Ces premières limites posées, on peut se demander quelle position sur le comparatisme adoptent les coordinateurs du numéro. Toute l’introduction repose sur l’idée implicite d’une ressemblance entre des dispositifs qui mettent en co-présence le peuple et ses dirigeants, qui organisent une discussion ou une délibération, laquelle aboutit à une décision. Sous cet aspect, le numéro fonctionne bien, et certaines passerelles historiques sont spectaculaires et stimulantes. Mais, comme le rappelle Philippe Corcuff (2011, p. 1132), il ne faut pas oublier que l’on est quand même dans le « comme si » c’était comparable, et que l’objectif est surtout d’éclairer des réalités irréductibles.
Il me semble cependant que si tout est comparable, tout n’est pas nécessairement ressemblant.
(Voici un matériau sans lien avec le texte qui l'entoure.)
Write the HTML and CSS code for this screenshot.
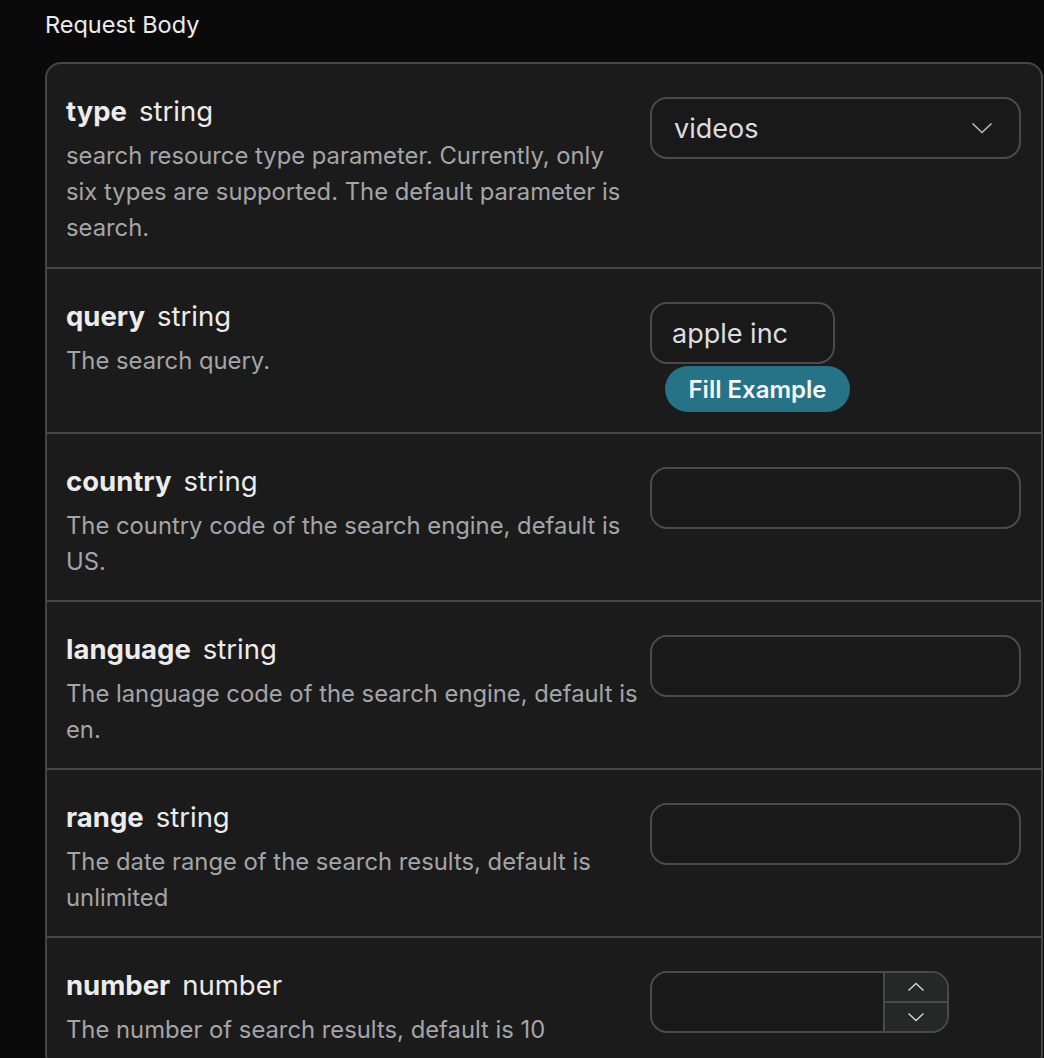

Un développement sur ce dernier point nous entraînerait trop loin, et ce n’est pas l’endroit ; mais il faut indiquer que si la proposition de « comparer l’incomparable » est toujours recevable, et qu’en principe tout est toujours comparable, simultanément accroître l’assimilation et diminuer la différence entre objets (comparaison forcée), ou inversement diminuer l’assimilation et accroître la différence entre objets (comparaison évitée), risque dans le premier cas de brouiller la théorie et d’écraser sous une catégorie artificielle les expériences vécues, et dans le second de se priver d’un rapprochement heuristiquement et conceptuellement fécond. Giorgio Agamben, par exemple, rapproche le statut des juifs dans les camps de concentration de celui des Talibans détenus à Guantánamo (Agamben, 2003, p. 13), sans indiquer les termes de la comparaison, et évite de comparer structures, démographies et fins de ces lieux particuliers, qui diffèrent en tout. Dans le même mouvement, d’autres auteurs forcent la comparaison entre Auschwitz et Guantánamo (Ross, 2004), ne se contentant pas de convoquer le cas historique au service de l’analyse du contemporain, mais posant une ressemblance à partir de leurs plus petites propriétés communes (espace clos, détention, lois d’exception) ; oubliant de même les différences qui minent la ressemblance. C’est la limite du genre, quand, faute d’imagination ou de culture, la comparaison convoque l’exemple historique le plus connu pour en faire le plus parlant. L’opération comparatiste entend alors prouver la ressemblance, mais en réduisant à l’extrême les spécificités de chacun des éléments de la comparaison, pour la permettre. Ce faisant, non seulement elle brouille les différences entre les cas étudiés, et leur compréhension, mais surtout elle finit par affirmer l’identité d’expériences vécues incommensurables.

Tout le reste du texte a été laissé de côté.